Hingga kini, penugasan di alam liar Lembah Albertine, Afrika, itu tetap terasa menegangkan. Kami menempatkan perangkap kamera di lubang air dan bangkai binatang, mengambil gambar kuda nil, dubuk, macan tutul, dari jarak beberapa sentimeter.
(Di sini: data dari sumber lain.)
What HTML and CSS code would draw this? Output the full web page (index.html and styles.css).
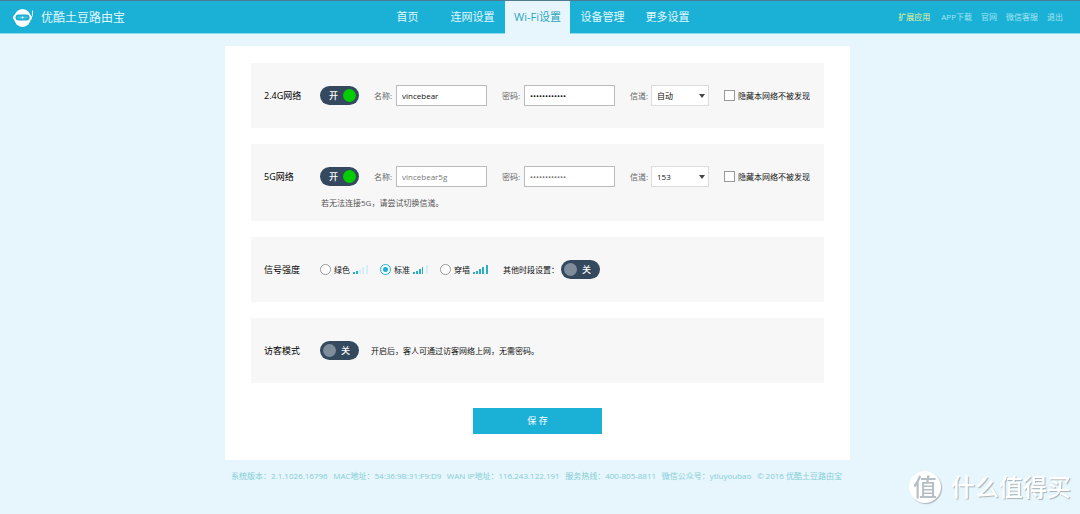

Namun itu dahulu, di belahan dunia yang lain. Di sini di Lincoln, Nebraska, waktu merayap pelan di bilik sempit saya. Saya memikirkan apakah foto saya cukup bagus. Foto apakah yang terlewat karena saya meninggalkan Uganda sebelum masa penugasan selesai. Namun lebih dari itu, saya memikirkan apakah, begitu saya keluar dari hutan, saya akan mensyukuri semua yang telah dikaruniakan kepada saya, keluarga, kehidupan, dan hak istimewa saya untuk berusaha menyelamatkan tempat-tempat liar terakhir menggunakan foto terkadang saya masih tidak percaya itulah mata pencaharian saya.

Pada hari ke-22, setelah masa karantina saya selesai tanpa tanda-tanda gejala penyakit, saya akhirnya bisa keluar. Saya duduk di meja makan untuk pertama kalinya sejak kepulangan saya dari Afrika. Istri saya, Kathy, dan ketiga anak saya ada di sana, menyiapkan hidangan istimewa untuk merayakan akhir masa karantina saya. Kemudian, seseorang menyalakan blender.

Sejenak, ruangan dipenuhi gemuruh ribuan kelelawar yang terbang bersamaan. Saya pun memejamkan mata, hanya untuk berjaga-jaga.